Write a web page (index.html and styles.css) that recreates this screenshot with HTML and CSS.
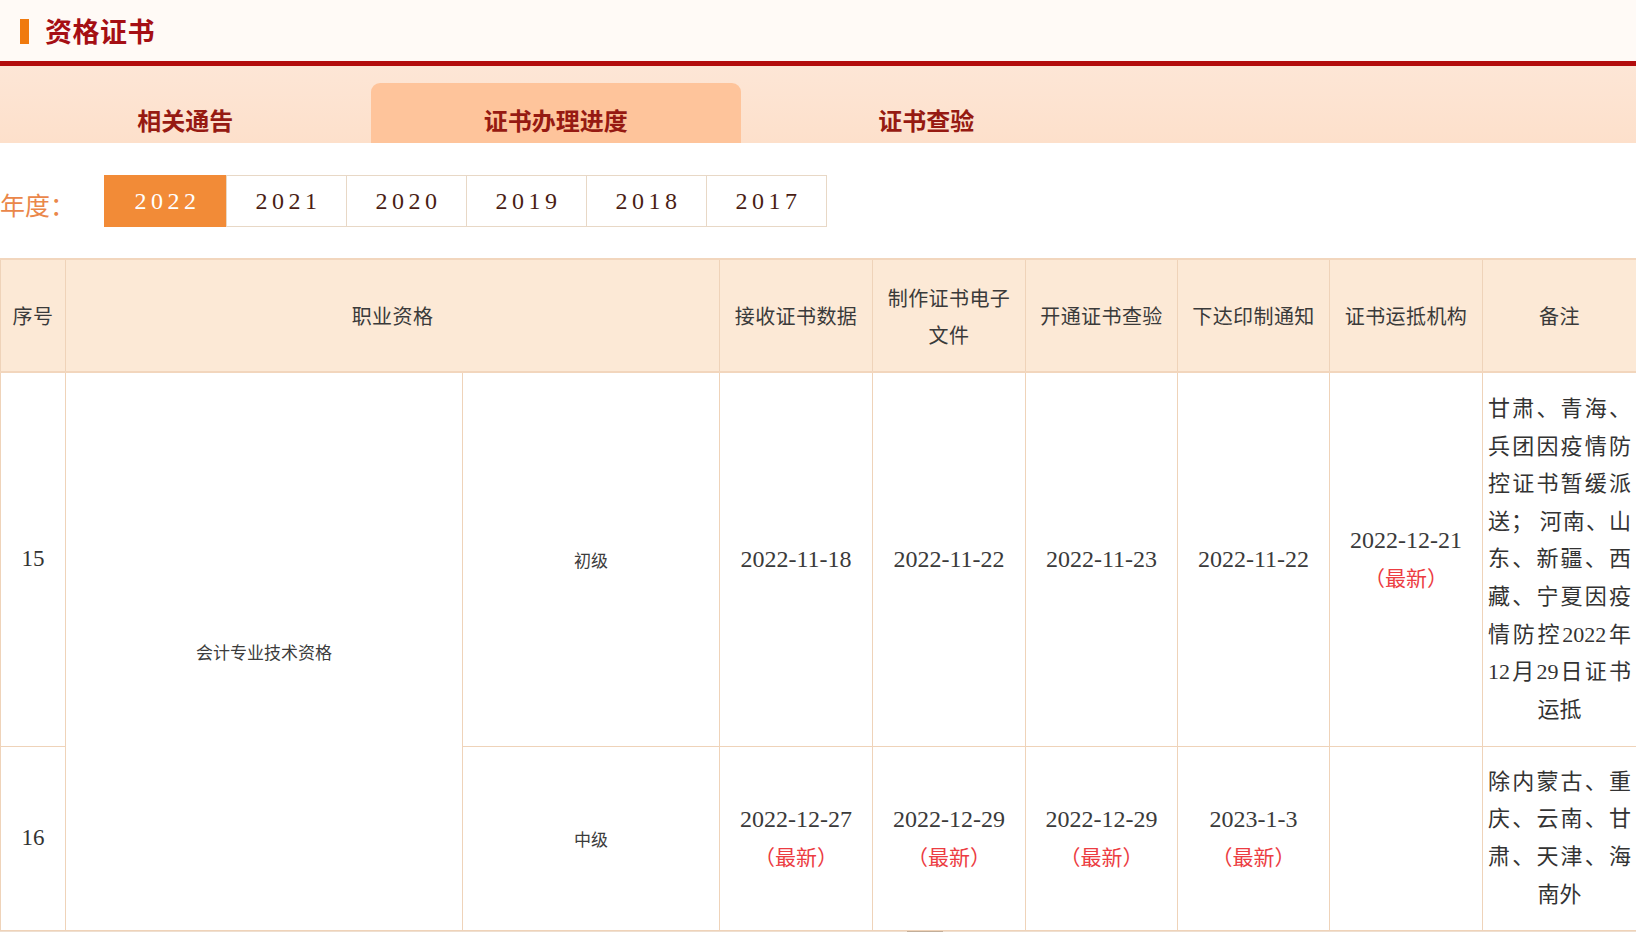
FILE: index.html
```html
<!DOCTYPE html>
<html lang="zh-CN">
<head>
<meta charset="utf-8">
<title>资格证书</title>
<link rel="stylesheet" href="styles.css">
</head>
<body>
<div class="page">
  <div class="title-bar">
    <span class="title-mark"></span>
    <h1 class="title">资格证书</h1>
  </div>
  <div class="tabs">
    <div class="tab">相关通告</div>
    <div class="tab active">证书办理进度</div>
    <div class="tab">证书查验</div>
  </div>
  <div class="years">
    <span class="years-label">年度：</span>
    <div class="year-list">
      <span class="year active">2022</span>
      <span class="year">2021</span>
      <span class="year">2020</span>
      <span class="year">2019</span>
      <span class="year">2018</span>
      <span class="year">2017</span>
    </div>
  </div>
  <table class="progress">
    <colgroup>
      <col class="c-no">
      <col class="c-qual">
      <col class="c-level">
      <col class="c-date">
      <col class="c-date">
      <col class="c-date2">
      <col class="c-date2">
      <col class="c-date">
      <col class="c-note">
    </colgroup>
    <thead>
      <tr class="head-row">
        <th>序号</th>
        <th colspan="2">职业资格</th>
        <th>接收证书数据</th>
        <th>制作证书电子文件</th>
        <th>开通证书查验</th>
        <th>下达印制通知</th>
        <th>证书运抵机构</th>
        <th>备注</th>
      </tr>
    </thead>
    <tbody>
      <tr class="row-a">
        <td class="num">15</td>
        <td class="qual" rowspan="2">会计专业技术资格</td>
        <td class="level">初级</td>
        <td class="date">2022-11-18</td>
        <td class="date">2022-11-22</td>
        <td class="date">2022-11-23</td>
        <td class="date">2022-11-22</td>
        <td class="date">2022-12-21<br><span class="new">（最新）</span></td>
        <td class="note">甘肃、青海、兵团因疫情防控证书暂缓派送； 河南、山东、新疆、西藏、宁夏因疫情防控2022年12月29日证书运抵</td>
      </tr>
      <tr class="row-b">
        <td class="num">16</td>
        <td class="level">中级</td>
        <td class="date">2022-12-27<br><span class="new">（最新）</span></td>
        <td class="date">2022-12-29<br><span class="new">（最新）</span></td>
        <td class="date">2022-12-29<br><span class="new">（最新）</span></td>
        <td class="date">2023-1-3<br><span class="new">（最新）</span></td>
        <td class="date"></td>
        <td class="note">除内蒙古、重庆、云南、甘肃、天津、海南外</td>
      </tr>
    </tbody>
  </table>
  <div class="footer-bar"><span class="footer-thumb"></span></div>
</div>
</body>
</html>
```
FILE: styles.css
```css
html, body {
  margin: 0;
  padding: 0;
  background: #ffffff;
}

body {
  font-family: "Liberation Serif", "Noto Sans CJK SC", serif;
  color: #333333;
  overflow: hidden;
}

.page {
  width: 1636px;
  height: 932px;
  overflow: hidden;
}

/* Title bar */
.title-bar {
  height: 61px;
  background: #fffaf6;
  border-bottom: 5px solid #b30c0c;
  display: flex;
  align-items: center;
  padding-left: 20px;
  box-sizing: content-box;
}

.title-mark {
  width: 9px;
  height: 25px;
  background: #f07a0e;
  margin-top: 2px;
}

.title {
  margin: 0 0 0 16px;
  font-family: "Noto Sans CJK SC", sans-serif;
  font-weight: 700;
  font-size: 27px;
  line-height: 30px;
  color: #a50f14;
  letter-spacing: 0.5px;
}

/* Tabs */
.tabs {
  height: 60px;
  padding-top: 17px;
  background: linear-gradient(#fde6d6, #fde0cb);
  display: flex;
}

.tab {
  width: 370.5px;
  height: 60px;
  box-sizing: border-box;
  padding-top: 22px;
  text-align: center;
  font-family: "Noto Sans CJK SC", sans-serif;
  font-weight: 700;
  font-size: 24px;
  line-height: 30px;
  color: #961a12;
}

.tab.active {
  background: #fec49b;
  border-radius: 9px 9px 0 0;
}

/* Years */
.years {
  margin-top: 32px;
  height: 52px;
  display: flex;
  align-items: center;
}

.years-label {
  width: 104px;
  font-family: "Noto Sans CJK SC", sans-serif;
  font-size: 25px;
  color: #ea874a;
  margin-top: 6px;
}

.year-list {
  display: flex;
  height: 52px;
}

.year {
  width: 121px;
  height: 52px;
  box-sizing: border-box;
  border: 1px solid #e8d8c6;
  margin-left: -1px;
  display: flex;
  align-items: center;
  justify-content: center;
  font-family: "Liberation Serif", serif;
  font-size: 24px;
  letter-spacing: 4.5px;
  padding-left: 4px;
  color: #4a1d14;
  background: #ffffff;
}

.year:first-child {
  margin-left: 0;
  width: 123px;
}

.year.active {
  background: #f28b37;
  border-color: #f28b37;
  color: #ffffff;
}

/* Table */
.progress {
  margin-top: 31px;
  width: 1636px;
  table-layout: fixed;
  border-collapse: collapse;
}

.c-no { width: 65px; }
.c-qual { width: 397px; }
.c-level { width: 257px; }
.c-date { width: 153px; }
.c-date2 { width: 152px; }
.c-note { width: 154px; }

.progress th,
.progress td {
  border: 1px solid #efd3b9;
  text-align: center;
  vertical-align: middle;
  padding: 0 8px;
  box-sizing: border-box;
}

.progress th {
  background: #fce9d6;
  font-family: "Noto Sans CJK SC", sans-serif;
  font-weight: 400;
  font-size: 20px;
  line-height: 37px;
  letter-spacing: 0.4px;
  color: #3a3a3a;
  border-top: 2px solid #f2d6bd;
  border-bottom: 2px solid #f2d6bd;
}

.head-row { height: 113px; }
.row-a { height: 374px; }
.row-b { height: 184px; }

.num {
  font-family: "Liberation Serif", serif;
  font-size: 23px;
  color: #333333;
}

.qual,
.level {
  font-family: "Noto Sans CJK SC", sans-serif;
  font-size: 17px;
  color: #3c3c3c;
}

.date {
  font-family: "Liberation Serif", "Noto Sans CJK SC", serif;
  font-size: 24px;
  line-height: 37px;
  color: #3a3a3a;
}

.new {
  font-family: "Noto Sans CJK SC", sans-serif;
  font-size: 21px;
  color: #ec3c42;
  font-feature-settings: "halt";
}

.progress td.note {
  padding: 0 5px;
  font-family: "Liberation Serif", "Noto Sans CJK SC", serif;
  font-size: 22px;
  line-height: 37.6px;
  text-align: justify;
  text-align-last: center;
  color: #333333;
}

.footer-bar {
  height: 3px;
  background: #efdfd0;
  position: relative;
}

.footer-thumb {
  position: absolute;
  left: 907px;
  top: 0;
  width: 36px;
  height: 3px;
  background: #c2ae9a;
}
```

* [Aim] Output all of the data exactly as it stands, minus any images.

* [Output for this task]
Write a web page (index.html and styles.css) that recreates this screenshot with HTML and CSS.
FILE: index.html
```html
<!DOCTYPE html>
<html lang="zh-CN">
<head>
<meta charset="utf-8">
<title>资格证书</title>
<link rel="stylesheet" href="styles.css">
</head>
<body>
<div class="page">
  <div class="title-bar">
    <span class="title-mark"></span>
    <h1 class="title">资格证书</h1>
  </div>
  <div class="tabs">
    <div class="tab">相关通告</div>
    <div class="tab active">证书办理进度</div>
    <div class="tab">证书查验</div>
  </div>
  <div class="years">
    <span class="years-label">年度：</span>
    <div class="year-list">
      <span class="year active">2022</span>
      <span class="year">2021</span>
      <span class="year">2020</span>
      <span class="year">2019</span>
      <span class="year">2018</span>
      <span class="year">2017</span>
    </div>
  </div>
  <table class="progress">
    <colgroup>
      <col class="c-no">
      <col class="c-qual">
      <col class="c-level">
      <col class="c-date">
      <col class="c-date">
      <col class="c-date2">
      <col class="c-date2">
      <col class="c-date">
      <col class="c-note">
    </colgroup>
    <thead>
      <tr class="head-row">
        <th>序号</th>
        <th colspan="2">职业资格</th>
        <th>接收证书数据</th>
        <th>制作证书电子文件</th>
        <th>开通证书查验</th>
        <th>下达印制通知</th>
        <th>证书运抵机构</th>
        <th>备注</th>
      </tr>
    </thead>
    <tbody>
      <tr class="row-a">
        <td class="num">15</td>
        <td class="qual" rowspan="2">会计专业技术资格</td>
        <td class="level">初级</td>
        <td class="date">2022-11-18</td>
        <td class="date">2022-11-22</td>
        <td class="date">2022-11-23</td>
        <td class="date">2022-11-22</td>
        <td class="date">2022-12-21<br><span class="new">（最新）</span></td>
        <td class="note">甘肃、青海、兵团因疫情防控证书暂缓派送； 河南、山东、新疆、西藏、宁夏因疫情防控2022年12月29日证书运抵</td>
      </tr>
      <tr class="row-b">
        <td class="num">16</td>
        <td class="level">中级</td>
        <td class="date">2022-12-27<br><span class="new">（最新）</span></td>
        <td class="date">2022-12-29<br><span class="new">（最新）</span></td>
        <td class="date">2022-12-29<br><span class="new">（最新）</span></td>
        <td class="date">2023-1-3<br><span class="new">（最新）</span></td>
        <td class="date"></td>
        <td class="note">除内蒙古、重庆、云南、甘肃、天津、海南外</td>
      </tr>
    </tbody>
  </table>
  <div class="footer-bar"><span class="footer-thumb"></span></div>
</div>
</body>
</html>
```
FILE: styles.css
```css
html, body {
  margin: 0;
  padding: 0;
  background: #ffffff;
}

body {
  font-family: "Liberation Serif", "Noto Sans CJK SC", serif;
  color: #333333;
  overflow: hidden;
}

.page {
  width: 1636px;
  height: 932px;
  overflow: hidden;
}

/* Title bar */
.title-bar {
  height: 61px;
  background: #fffaf6;
  border-bottom: 5px solid #b30c0c;
  display: flex;
  align-items: center;
  padding-left: 20px;
  box-sizing: content-box;
}

.title-mark {
  width: 9px;
  height: 25px;
  background: #f07a0e;
  margin-top: 2px;
}

.title {
  margin: 0 0 0 16px;
  font-family: "Noto Sans CJK SC", sans-serif;
  font-weight: 700;
  font-size: 27px;
  line-height: 30px;
  color: #a50f14;
  letter-spacing: 0.5px;
}

/* Tabs */
.tabs {
  height: 60px;
  padding-top: 17px;
  background: linear-gradient(#fde6d6, #fde0cb);
  display: flex;
}

.tab {
  width: 370.5px;
  height: 60px;
  box-sizing: border-box;
  padding-top: 22px;
  text-align: center;
  font-family: "Noto Sans CJK SC", sans-serif;
  font-weight: 700;
  font-size: 24px;
  line-height: 30px;
  color: #961a12;
}

.tab.active {
  background: #fec49b;
  border-radius: 9px 9px 0 0;
}

/* Years */
.years {
  margin-top: 32px;
  height: 52px;
  display: flex;
  align-items: center;
}

.years-label {
  width: 104px;
  font-family: "Noto Sans CJK SC", sans-serif;
  font-size: 25px;
  color: #ea874a;
  margin-top: 6px;
}

.year-list {
  display: flex;
  height: 52px;
}

.year {
  width: 121px;
  height: 52px;
  box-sizing: border-box;
  border: 1px solid #e8d8c6;
  margin-left: -1px;
  display: flex;
  align-items: center;
  justify-content: center;
  font-family: "Liberation Serif", serif;
  font-size: 24px;
  letter-spacing: 4.5px;
  padding-left: 4px;
  color: #4a1d14;
  background: #ffffff;
}

.year:first-child {
  margin-left: 0;
  width: 123px;
}

.year.active {
  background: #f28b37;
  border-color: #f28b37;
  color: #ffffff;
}

/* Table */
.progress {
  margin-top: 31px;
  width: 1636px;
  table-layout: fixed;
  border-collapse: collapse;
}

.c-no { width: 65px; }
.c-qual { width: 397px; }
.c-level { width: 257px; }
.c-date { width: 153px; }
.c-date2 { width: 152px; }
.c-note { width: 154px; }

.progress th,
.progress td {
  border: 1px solid #efd3b9;
  text-align: center;
  vertical-align: middle;
  padding: 0 8px;
  box-sizing: border-box;
}

.progress th {
  background: #fce9d6;
  font-family: "Noto Sans CJK SC", sans-serif;
  font-weight: 400;
  font-size: 20px;
  line-height: 37px;
  letter-spacing: 0.4px;
  color: #3a3a3a;
  border-top: 2px solid #f2d6bd;
  border-bottom: 2px solid #f2d6bd;
}

.head-row { height: 113px; }
.row-a { height: 374px; }
.row-b { height: 184px; }

.num {
  font-family: "Liberation Serif", serif;
  font-size: 23px;
  color: #333333;
}

.qual,
.level {
  font-family: "Noto Sans CJK SC", sans-serif;
  font-size: 17px;
  color: #3c3c3c;
}

.date {
  font-family: "Liberation Serif", "Noto Sans CJK SC", serif;
  font-size: 24px;
  line-height: 37px;
  color: #3a3a3a;
}

.new {
  font-family: "Noto Sans CJK SC", sans-serif;
  font-size: 21px;
  color: #ec3c42;
  font-feature-settings: "halt";
}

.progress td.note {
  padding: 0 5px;
  font-family: "Liberation Serif", "Noto Sans CJK SC", serif;
  font-size: 22px;
  line-height: 37.6px;
  text-align: justify;
  text-align-last: center;
  color: #333333;
}

.footer-bar {
  height: 3px;
  background: #efdfd0;
  position: relative;
}

.footer-thumb {
  position: absolute;
  left: 907px;
  top: 0;
  width: 36px;
  height: 3px;
  background: #c2ae9a;
}
```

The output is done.